↓
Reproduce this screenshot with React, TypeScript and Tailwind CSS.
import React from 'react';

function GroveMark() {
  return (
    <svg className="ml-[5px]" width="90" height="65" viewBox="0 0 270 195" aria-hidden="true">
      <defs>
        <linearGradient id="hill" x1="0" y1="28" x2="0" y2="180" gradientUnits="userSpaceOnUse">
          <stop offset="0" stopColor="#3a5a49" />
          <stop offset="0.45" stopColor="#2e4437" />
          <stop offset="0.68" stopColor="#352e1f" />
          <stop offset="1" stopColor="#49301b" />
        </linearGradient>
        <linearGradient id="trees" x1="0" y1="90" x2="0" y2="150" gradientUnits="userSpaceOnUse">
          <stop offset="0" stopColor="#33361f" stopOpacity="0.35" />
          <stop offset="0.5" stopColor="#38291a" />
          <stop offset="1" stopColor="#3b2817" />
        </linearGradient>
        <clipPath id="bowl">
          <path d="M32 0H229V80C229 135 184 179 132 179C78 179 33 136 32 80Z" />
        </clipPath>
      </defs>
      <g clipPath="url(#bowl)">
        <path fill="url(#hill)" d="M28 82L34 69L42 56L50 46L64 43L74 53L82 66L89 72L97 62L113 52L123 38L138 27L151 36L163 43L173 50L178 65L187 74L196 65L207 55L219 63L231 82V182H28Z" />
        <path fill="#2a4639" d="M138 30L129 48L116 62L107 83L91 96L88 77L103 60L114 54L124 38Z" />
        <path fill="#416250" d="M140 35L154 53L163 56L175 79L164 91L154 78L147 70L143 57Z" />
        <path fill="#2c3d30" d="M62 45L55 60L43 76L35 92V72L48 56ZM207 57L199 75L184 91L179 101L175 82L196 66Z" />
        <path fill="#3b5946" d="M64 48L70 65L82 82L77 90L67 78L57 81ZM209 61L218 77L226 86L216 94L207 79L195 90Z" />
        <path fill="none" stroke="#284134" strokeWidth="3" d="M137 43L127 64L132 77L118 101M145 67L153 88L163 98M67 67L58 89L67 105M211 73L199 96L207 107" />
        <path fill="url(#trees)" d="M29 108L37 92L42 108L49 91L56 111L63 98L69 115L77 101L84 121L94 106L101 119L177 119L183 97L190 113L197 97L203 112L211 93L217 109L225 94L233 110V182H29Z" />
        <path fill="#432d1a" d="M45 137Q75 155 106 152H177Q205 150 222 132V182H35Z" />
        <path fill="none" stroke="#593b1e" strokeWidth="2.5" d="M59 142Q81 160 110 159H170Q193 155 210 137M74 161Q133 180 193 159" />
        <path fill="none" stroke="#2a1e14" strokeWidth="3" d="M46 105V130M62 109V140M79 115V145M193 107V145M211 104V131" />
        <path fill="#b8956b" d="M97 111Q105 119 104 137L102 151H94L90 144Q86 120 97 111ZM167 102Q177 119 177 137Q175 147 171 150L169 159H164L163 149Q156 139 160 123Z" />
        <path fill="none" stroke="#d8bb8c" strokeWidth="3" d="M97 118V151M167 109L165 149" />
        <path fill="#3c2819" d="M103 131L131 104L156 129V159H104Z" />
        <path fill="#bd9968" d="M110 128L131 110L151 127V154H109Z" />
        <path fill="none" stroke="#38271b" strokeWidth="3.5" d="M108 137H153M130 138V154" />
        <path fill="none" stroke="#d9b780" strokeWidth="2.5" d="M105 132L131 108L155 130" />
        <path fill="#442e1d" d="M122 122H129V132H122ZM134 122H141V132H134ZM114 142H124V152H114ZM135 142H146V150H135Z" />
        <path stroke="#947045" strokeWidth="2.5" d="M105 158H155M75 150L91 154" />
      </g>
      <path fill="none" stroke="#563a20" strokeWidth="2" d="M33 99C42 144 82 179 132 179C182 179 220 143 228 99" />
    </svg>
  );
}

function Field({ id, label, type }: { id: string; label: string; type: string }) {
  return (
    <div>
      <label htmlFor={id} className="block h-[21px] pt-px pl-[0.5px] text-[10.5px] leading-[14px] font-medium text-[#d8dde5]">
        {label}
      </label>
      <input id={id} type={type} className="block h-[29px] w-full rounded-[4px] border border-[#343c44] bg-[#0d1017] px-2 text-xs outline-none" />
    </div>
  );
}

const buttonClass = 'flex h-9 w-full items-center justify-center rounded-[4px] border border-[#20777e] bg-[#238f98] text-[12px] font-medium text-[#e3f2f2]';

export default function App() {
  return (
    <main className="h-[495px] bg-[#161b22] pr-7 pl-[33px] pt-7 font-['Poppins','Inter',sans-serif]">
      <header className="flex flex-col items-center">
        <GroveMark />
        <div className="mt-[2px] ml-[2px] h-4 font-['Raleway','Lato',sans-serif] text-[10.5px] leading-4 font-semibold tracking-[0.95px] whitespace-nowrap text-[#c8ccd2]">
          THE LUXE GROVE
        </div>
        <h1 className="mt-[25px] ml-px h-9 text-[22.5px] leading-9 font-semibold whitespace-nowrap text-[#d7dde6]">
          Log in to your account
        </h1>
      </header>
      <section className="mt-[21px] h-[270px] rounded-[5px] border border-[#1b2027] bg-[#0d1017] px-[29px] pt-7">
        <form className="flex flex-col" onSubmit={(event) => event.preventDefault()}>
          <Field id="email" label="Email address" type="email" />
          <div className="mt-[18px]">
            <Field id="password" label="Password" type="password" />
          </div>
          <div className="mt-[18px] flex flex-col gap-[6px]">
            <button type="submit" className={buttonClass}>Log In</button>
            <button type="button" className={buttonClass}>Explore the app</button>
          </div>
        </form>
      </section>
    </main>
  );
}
↑
↓
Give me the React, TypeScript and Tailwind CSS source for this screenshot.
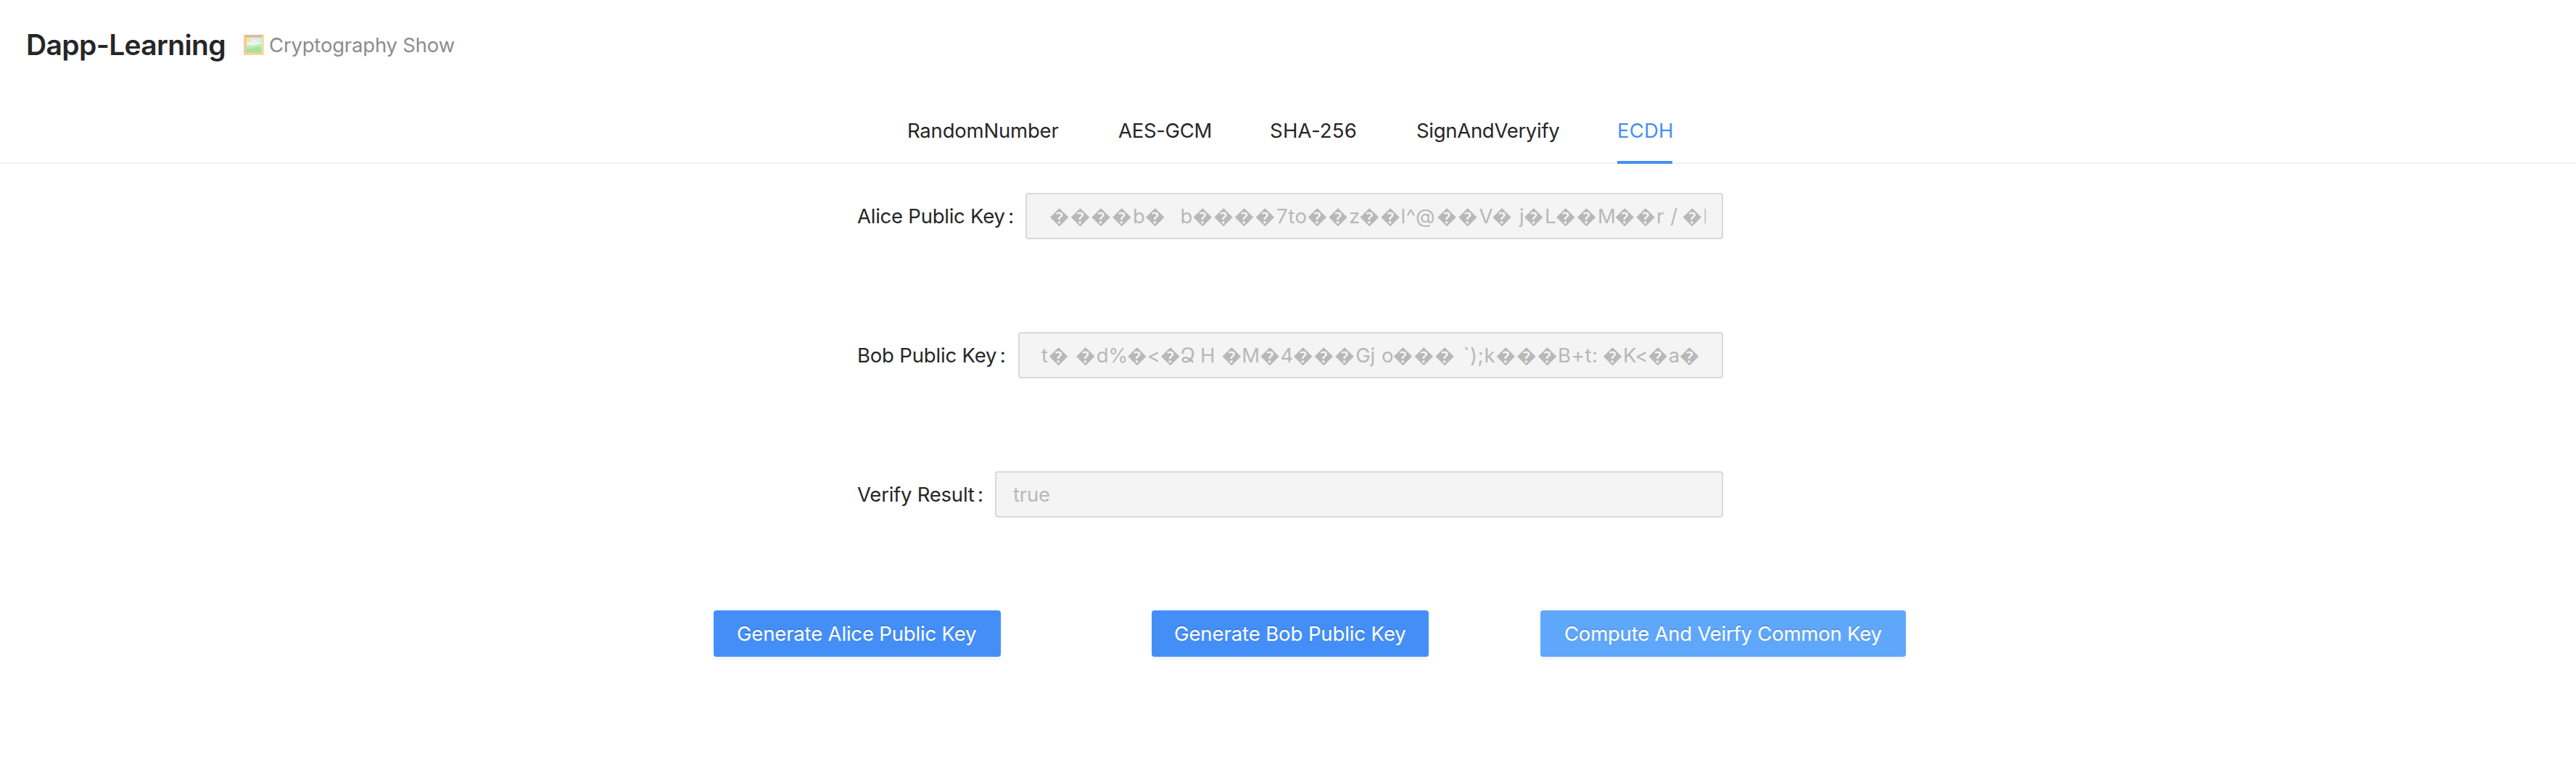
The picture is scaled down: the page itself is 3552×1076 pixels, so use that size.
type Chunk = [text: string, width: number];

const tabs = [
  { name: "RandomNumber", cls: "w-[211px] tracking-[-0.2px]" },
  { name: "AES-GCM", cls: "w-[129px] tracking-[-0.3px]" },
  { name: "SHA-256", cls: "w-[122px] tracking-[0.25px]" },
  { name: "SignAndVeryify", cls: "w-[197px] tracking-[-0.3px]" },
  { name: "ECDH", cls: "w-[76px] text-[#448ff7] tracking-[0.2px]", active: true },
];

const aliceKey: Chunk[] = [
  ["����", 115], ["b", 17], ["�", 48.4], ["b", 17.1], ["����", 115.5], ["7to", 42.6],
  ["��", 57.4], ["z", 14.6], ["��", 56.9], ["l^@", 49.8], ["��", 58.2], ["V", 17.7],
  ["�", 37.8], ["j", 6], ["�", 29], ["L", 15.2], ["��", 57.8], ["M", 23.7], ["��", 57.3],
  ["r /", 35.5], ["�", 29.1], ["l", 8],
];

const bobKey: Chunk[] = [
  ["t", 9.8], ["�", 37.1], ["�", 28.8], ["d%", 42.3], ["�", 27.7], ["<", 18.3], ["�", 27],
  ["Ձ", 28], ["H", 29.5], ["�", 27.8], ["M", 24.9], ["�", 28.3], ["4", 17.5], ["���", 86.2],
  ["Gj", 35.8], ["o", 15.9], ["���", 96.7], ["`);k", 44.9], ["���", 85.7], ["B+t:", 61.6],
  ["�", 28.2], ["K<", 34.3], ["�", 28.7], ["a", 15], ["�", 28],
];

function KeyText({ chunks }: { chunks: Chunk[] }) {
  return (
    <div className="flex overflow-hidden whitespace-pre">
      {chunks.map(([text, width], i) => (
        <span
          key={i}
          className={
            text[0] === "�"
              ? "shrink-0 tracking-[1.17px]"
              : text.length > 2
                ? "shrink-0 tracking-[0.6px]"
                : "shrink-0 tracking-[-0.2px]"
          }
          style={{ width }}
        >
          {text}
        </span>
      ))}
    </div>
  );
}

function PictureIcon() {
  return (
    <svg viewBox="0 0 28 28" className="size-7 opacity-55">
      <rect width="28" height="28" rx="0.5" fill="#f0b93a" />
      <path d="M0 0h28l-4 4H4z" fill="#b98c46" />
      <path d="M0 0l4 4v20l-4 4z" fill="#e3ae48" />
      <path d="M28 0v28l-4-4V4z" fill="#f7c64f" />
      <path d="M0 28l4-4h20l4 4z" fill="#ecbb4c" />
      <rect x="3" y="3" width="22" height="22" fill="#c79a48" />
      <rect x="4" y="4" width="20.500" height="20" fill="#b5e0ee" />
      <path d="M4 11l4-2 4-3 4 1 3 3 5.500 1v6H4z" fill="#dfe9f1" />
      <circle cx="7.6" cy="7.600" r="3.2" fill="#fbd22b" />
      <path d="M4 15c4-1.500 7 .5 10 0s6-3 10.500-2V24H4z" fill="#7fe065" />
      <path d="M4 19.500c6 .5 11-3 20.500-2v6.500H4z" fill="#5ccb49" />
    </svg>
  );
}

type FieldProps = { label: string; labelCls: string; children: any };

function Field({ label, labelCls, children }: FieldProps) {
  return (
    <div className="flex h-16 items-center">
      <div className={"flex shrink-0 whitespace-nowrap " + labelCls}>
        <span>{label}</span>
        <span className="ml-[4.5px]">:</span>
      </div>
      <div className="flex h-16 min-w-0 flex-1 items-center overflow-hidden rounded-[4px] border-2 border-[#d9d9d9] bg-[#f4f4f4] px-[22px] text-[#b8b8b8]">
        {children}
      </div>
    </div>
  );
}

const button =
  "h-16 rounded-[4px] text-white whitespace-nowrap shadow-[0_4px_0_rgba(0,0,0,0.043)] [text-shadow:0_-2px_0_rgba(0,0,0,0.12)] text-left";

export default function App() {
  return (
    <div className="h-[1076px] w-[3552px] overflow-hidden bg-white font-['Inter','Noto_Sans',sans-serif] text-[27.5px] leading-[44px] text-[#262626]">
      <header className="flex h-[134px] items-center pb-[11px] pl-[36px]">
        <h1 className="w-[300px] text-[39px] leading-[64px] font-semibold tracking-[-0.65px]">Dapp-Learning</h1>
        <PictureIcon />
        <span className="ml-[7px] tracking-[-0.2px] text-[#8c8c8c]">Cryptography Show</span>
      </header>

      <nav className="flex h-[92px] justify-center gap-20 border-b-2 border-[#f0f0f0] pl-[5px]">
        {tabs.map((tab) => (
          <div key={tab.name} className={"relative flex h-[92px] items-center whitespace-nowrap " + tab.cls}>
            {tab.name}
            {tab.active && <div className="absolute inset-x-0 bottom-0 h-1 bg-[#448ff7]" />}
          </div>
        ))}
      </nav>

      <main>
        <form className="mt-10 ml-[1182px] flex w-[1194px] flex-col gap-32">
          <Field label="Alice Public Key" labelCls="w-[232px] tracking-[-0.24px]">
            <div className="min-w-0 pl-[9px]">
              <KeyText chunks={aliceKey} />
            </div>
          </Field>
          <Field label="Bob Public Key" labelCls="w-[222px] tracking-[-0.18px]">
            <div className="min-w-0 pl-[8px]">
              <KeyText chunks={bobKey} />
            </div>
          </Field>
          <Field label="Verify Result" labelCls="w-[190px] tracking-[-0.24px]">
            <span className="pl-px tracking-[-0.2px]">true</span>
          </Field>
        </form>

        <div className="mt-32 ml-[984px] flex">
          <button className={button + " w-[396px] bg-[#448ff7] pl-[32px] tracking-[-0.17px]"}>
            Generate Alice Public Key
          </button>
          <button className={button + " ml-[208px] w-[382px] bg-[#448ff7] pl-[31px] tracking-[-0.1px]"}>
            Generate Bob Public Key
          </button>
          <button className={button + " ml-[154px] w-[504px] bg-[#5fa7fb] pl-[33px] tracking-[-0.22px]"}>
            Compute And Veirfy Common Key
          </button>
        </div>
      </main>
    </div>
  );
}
↑
↓
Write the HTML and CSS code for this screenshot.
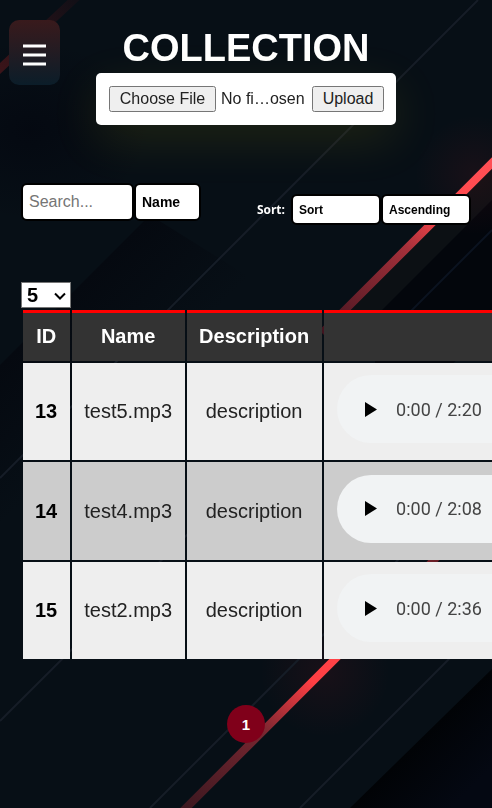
↑
▶ [WORK TO BE COMPLETED]
Give back exactly the lines running from the line that contains "Reproduce this screenshot" through the line that contains "import React from 'react';", and nothing outside them.

▶ [ANSWER IN FULL]
Reproduce this screenshot with React, TypeScript and Tailwind CSS.
import React from 'react';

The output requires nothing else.